There is this natural tendency to despair in the rot called Nigeria even when one lives in this paradise of misgovernance in fits and bursts. However, despair is exactly what the rulers of Nigeria want us to feel, and we must not give them such pleasures. Despair has succeeded in driving millions, miles away from the shores of our land even as these locusts multiplied their plan of destruction on the helpless souls left behind. But in the midst of despair, is it still possible to see hope? I dare to think so.
Nigeria is a paradise of misgovernance but also a fixers’ workshop. Everything here needs retooling, starting from the very minute you step your toes on this shores. The air tight, sweat inducing tunnel that connects most ordinary travellers from their air-conditioned international aircraft to the derelict and disgusting Murtala Mohammed Airport (MMA) will be a great start.
Okay, once you get past that the dimly lit welcome halls, the begging immigration/customs officers and the lack of basic airport orderliness and management will be next. Need we talk about how the luggage is handled? Can someone stop the madness already!
The madness about this rot that still confound otherwise sane commentators are the fact that only the most inept rise to the very top in this society. A society that requires men with a game plan, men with grit to deliver complicated projects and reforms, men with commonsense touch for what is wrong and what needs to be done to right them seem to be obsessed with empty big-men, noisemakers and men of easy virtue surrounded by sycophants! Leadership in our society is upside down.
Those that are leading were naturally made to be forgotten and unseen. Both their emotional IQ and organization IQ hover slightly above zero, except for a few who had to sacrifice whatever they had in IQ just to descend to the bottom of the barrel and rise to the top of Nigeria’s leadership. This is the story of why Nigeria has not been fixed and why it will take a while to do so.
Now beyond these, we have to recognize two other reasons why fixing Nigeria remains a mirage. First is that fixing requires undoing entrenched interests that will fight one tooth and nail to preserve the status quo. Take the example of the MM Airport. Care to know why Lagos with a population of 17 million is stuck with one tiny terminal, while Houston with four million has two major airports with one having about five terminals to boot? Well, it is call “entrenched interest”.
I understand the cleaning contract that never happens does kick back to the very top of the aviation ministry! Go figure. The parking, the collection – all of that stuff that annoys you about the Lagos airport pays into a kitty that will fear losing that jackpot over the unknown of a well operated airport or a new one for that matter! It is not that complicated.
Another reason why this mirage of fixing Nigeria may persist is that fact that good people even when they approach governance in our country assume somehow they can do it alone. Wrong! In a nation with entrenched interest, a bottom-up clean up requires a team of patriots. If you dare walk over the establishment alone, then you will have yourself to blame. I’m using the airport as a very simple and probably the most basic fix that can happen in Nigeria. But try even the oil & gas, power, transportation and construction sector for reforms; and real giants will pursue you in your dreams without a very strong team to withstand the barrage of counter attacks by the owners of Nigeria.

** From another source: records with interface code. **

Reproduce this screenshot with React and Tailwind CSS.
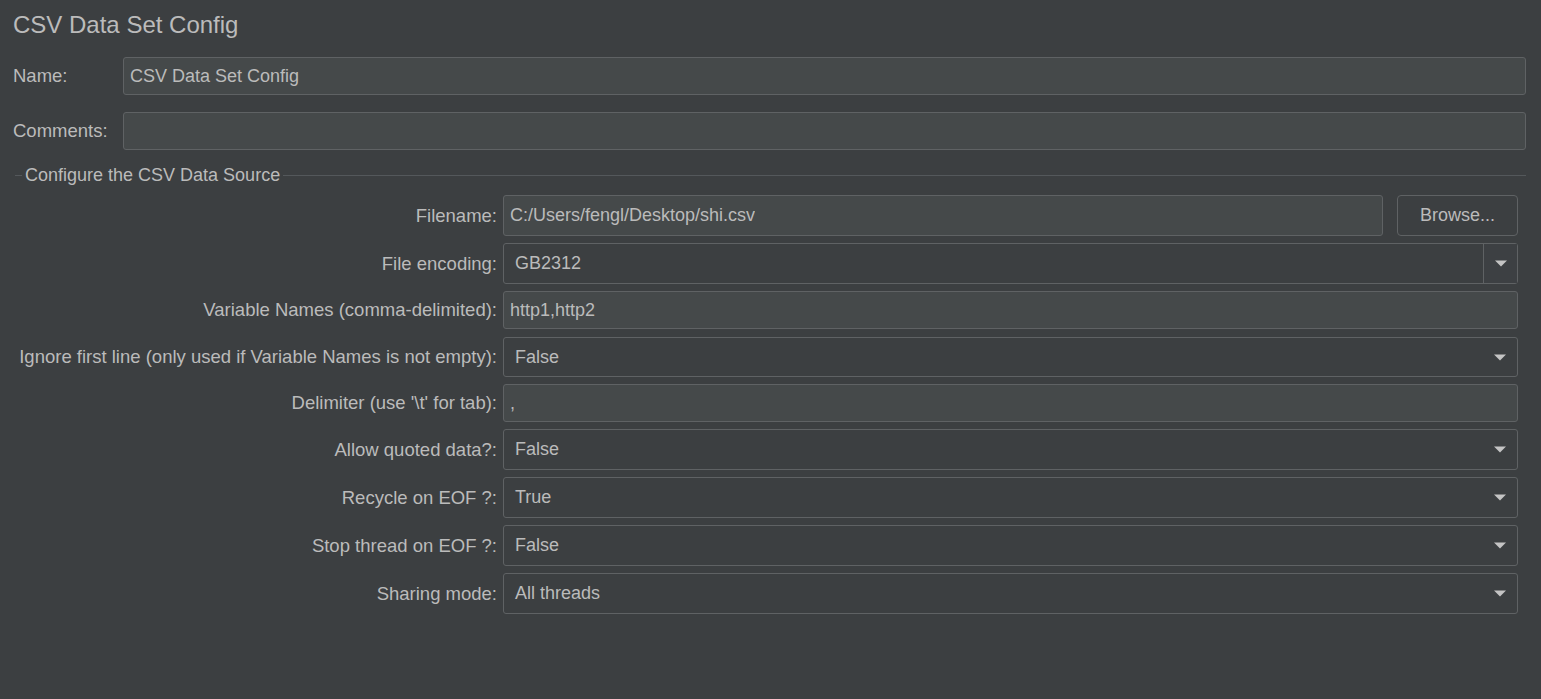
import { useState } from 'react';

const fieldText = 'text-[18px] text-[#bbbbbb]';
const labelText = 'text-[18.5px] text-[#bbbbbb]';

function TextField({ value, height, className = '' }) {
  return (
    <div
      className={`flex items-center rounded-[3px] border border-[#5f6264] bg-[#45494a] px-[6px] ${fieldText} ${className}`}
      style={{ height }}
    >
      <span className="truncate">{value}</span>
    </div>
  );
}

function Arrow() {
  return (
    <svg width="12" height="7" viewBox="0 0 12 7" className="shrink-0">
      <path d="M0 0.5 L12 0.5 L6 6.5 Z" fill="#c4c4c4" />
    </svg>
  );
}

function Combo({ value, height, split }) {
  return (
    <div
      className={`flex flex-1 items-stretch rounded-[3px] border border-[#5f6264] bg-[#3c3f41] ${fieldText}`}
      style={{ height }}
    >
      <div className="flex flex-1 items-center pl-[11px]">{value}</div>
      {split ? (
        <div className="flex w-[34px] items-center justify-center border-l border-[#5f6264] bg-[#3d4043]">
          <Arrow />
        </div>
      ) : (
        <div className="flex w-[34px] items-center justify-center">
          <Arrow />
        </div>
      )}
    </div>
  );
}

function Row({ label, children }) {
  return (
    <div className="flex items-center">
      <div className={`w-[488px] shrink-0 whitespace-nowrap pr-[6px] text-right ${labelText}`}>{label}</div>
      {children}
    </div>
  );
}

export default function App() {
  const [config] = useState({
    name: 'CSV Data Set Config',
    filename: 'C:/Users/fengl/Desktop/shi.csv',
  });

  return (
    <div
      className="min-h-[699px] w-full bg-[#3c3f41] pl-[13px] pr-[15px] text-[#bbbbbb]"
      style={{ fontFamily: '"Liberation Sans", Arial, sans-serif' }}
    >
      {/* Title */}
      <div className="flex h-[50px] items-center text-[24px] text-[#bbbbbb]">CSV Data Set Config</div>

      {/* Name / Comments */}
      <div className="mt-[7px] flex flex-col gap-[17px]">
        <div className="flex items-center">
          <div className={`w-[110px] shrink-0 ${labelText}`}>Name:</div>
          <TextField value={config.name} height={38} className="flex-1" />
        </div>
        <div className="flex items-center">
          <div className={`w-[110px] shrink-0 ${labelText}`}>Comments:</div>
          <TextField value="" height={38} className="flex-1" />
        </div>
      </div>

      {/* Configure the CSV Data Source */}
      <div className="ml-[2px] mt-[13px]">
        <div className="flex h-[24px] items-center">
          <div className="h-px w-[7px] bg-[#54585b]" />
          <span className={`px-[3px] ${fieldText}`}>Configure the CSV Data Source</span>
          <div className="h-px flex-1 bg-[#54585b]" />
        </div>

        <div className="mr-[8px] mt-[8px] flex flex-col gap-[7px]">
          <Row label="Filename:">
            <TextField value={config.filename} height={41} className="flex-1" />
            <button
              className={`ml-[14px] h-[41px] w-[121px] rounded-[4px] border border-[#5f6264] bg-[#3c3f41] ${fieldText}`}
            >
              Browse...
            </button>
          </Row>
          <Row label="File encoding:">
            <Combo value="GB2312" height={41} split />
          </Row>
          <Row label="Variable Names (comma-delimited):">
            <TextField value="http1,http2" height={38} className="flex-1" />
          </Row>
          <div className="mt-px">
            <Row label="Ignore first line (only used if Variable Names is not empty):">
              <Combo value="False" height={40} />
            </Row>
          </div>
          <Row label="Delimiter (use '\t' for tab):">
            <TextField value="," height={38} className="flex-1" />
          </Row>
          <Row label="Allow quoted data?:">
            <Combo value="False" height={41} />
          </Row>
          <Row label="Recycle on EOF ?:">
            <Combo value="True" height={41} />
          </Row>
          <Row label="Stop thread on EOF ?:">
            <Combo value="False" height={41} />
          </Row>
          <Row label="Sharing mode:">
            <Combo value="All threads" height={41} />
          </Row>
        </div>
      </div>
    </div>
  );
}
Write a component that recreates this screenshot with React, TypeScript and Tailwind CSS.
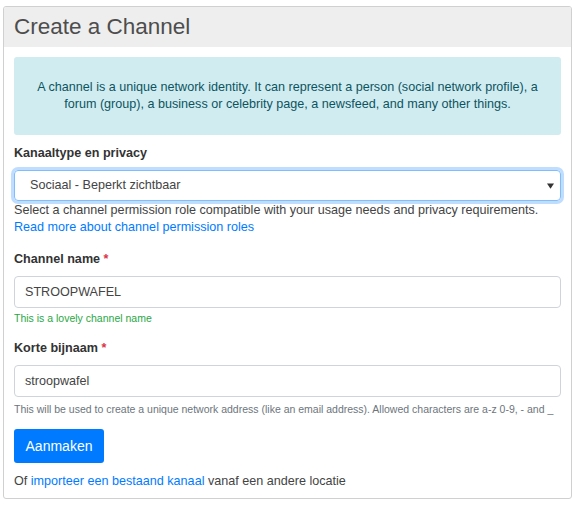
import React from "react";

export default function App() {
  return (
    <div className="w-[575px] h-[506px] bg-white pt-[6px] px-[3px] text-[12.6px] text-[#333]" style={{ fontFamily: '"Liberation Sans", Arial, sans-serif' }}>
      <div className="w-[569px] h-[493px] border border-[#d0d0d0] rounded-[3px] overflow-hidden">
        <div className="h-[40px] bg-[#eeeeee] px-[10px] flex items-center">
          <h1 className="text-[22.5px] text-[#4d4d4d] leading-none">Create a Channel</h1>
        </div>
        <div className="px-[10px] pt-[10px]">
          <div className="h-[78px] bg-[#d1ecf1] text-[#0c5460] rounded-[3px] flex items-center justify-center text-center px-[12px] leading-[17px]">
            <p>A channel is a unique network identity. It can represent a person (social network profile), a forum (group), a business or celebrity page, a newsfeed, and many other things.</p>
          </div>
          <div className="mt-[10px] font-bold leading-[17px] text-[#333]">Kanaaltype en privacy</div>
          <div className="mt-[8px] h-[31px] rounded-[4px] border border-[#80bdff] shadow-[0_0_0_3px_rgba(0,123,255,0.25)] flex items-center justify-between pl-[15px] pr-[6px] text-[#444]">
            <span>Sociaal - Beperkt zichtbaar</span>
            <svg width="7" height="6" viewBox="0 0 8 6"><path d="M0 0 L8 0 L4 6 Z" fill="#333" /></svg>
          </div>
          <div className="mt-[1px] leading-[17px] text-[#444]">Select a channel permission role compatible with your usage needs and privacy requirements.</div>
          <a className="block leading-[17px] text-[#007bff]">Read more about channel permission roles</a>
          <div className="mt-[15px] font-bold leading-[17px]">Channel name <span className="text-[#dc3545]">*</span></div>
          <div className="mt-[8px] h-[32px] rounded-[4px] border border-[#ced4da] flex items-center pl-[10px] text-[#444]">STROOPWAFEL</div>
          <div className="mt-[3px] text-[10.5px] leading-[14px] text-[#28a745]">This is a lovely channel name</div>
          <div className="mt-[15px] font-bold leading-[17px]">Korte bijnaam <span className="text-[#dc3545]">*</span></div>
          <div className="mt-[8px] h-[32px] rounded-[4px] border border-[#ced4da] flex items-center pl-[10px] text-[#444]">stroopwafel</div>
          <div className="mt-[5px] text-[10.5px] leading-[14px] text-[#6c757d] whitespace-nowrap">This will be used to create a unique network address (like an email address). Allowed characters are a-z 0-9, - and _</div>
          <button className="mt-[13px] h-[34px] w-[90px] bg-[#007bff] text-white rounded-[3px] text-[14px]">Aanmaken</button>
          <div className="mt-[10px] leading-[17px] text-[#444]">Of <a className="text-[#007bff]">importeer een bestaand kanaal</a> vanaf een andere locatie</div>
        </div>
      </div>
    </div>
  );
}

Always remember Rome was not destroyed in a day, and it will take far longer to rebuild it! With decades of misgovernance under her belt, and as an increasing proportion of the population surrenders to the rot of public service and corruption, Nigeria requires a top-down scrub not just a rinse. In this society, it will take more than a good heart to fix it.
It will take serious heart & liver, some degree of strategy and good measure of patriotism mixed with common sense. You will need to pick your battles and sequence reforms so that the entire system does not collapse on itself; one must also recognize that far more important than fixing Nigeria now is sustaining those reforms. Good people in good places, remains the only answer. How many good Nigerians are left? I reckon only those that try will find out but don’t be too hopeful.
Would-be mini-reformers in the past and present have always had to build a parallel civil service to achieve the bare minimum. I understand the Lagos state Governor Fashola pretty much does the same thing in Lagos; moving from the round house to a building where his key private sector driven executive arm implements the tiny magic that have stopped the slide into rot in Lagos but has not completely driven out the madness. Of course he keeps commissioners at the relevant ministries, but they’re there to keep an eye on those trouble makers and do occasional cherry picking not do real work.
To this end we must recognize the importance of having a team of reformers elected or selected to have any hope of fixing Nigeria the way it is. There is a very practical aspect to this suggestion, first is the reality that the organ for executing life changing programs in Nigeria cannot be the existing system. Doing this practically requires a sponsor; I mean money. Let us hope the true capitalists that have been doing those talk shops i.e. the Dangotes, Elumelus, Bello Osagies and Kola Karims, will put their money where their mouth is. Need we challenge them?
In the next few weeks, we’ll examine in this series what it will take to fix Nigeria bit by bit; assuming you or I were privilege to plan this fix – as a team of course; what and how should we do it? We cannot forget the importance of these insights that for every reform planned there is an entrenched interest, that we must pick our battles, that good people are more important than good policies and that in this society; reform is another name for war. Once we have this understanding, let us get to fixing!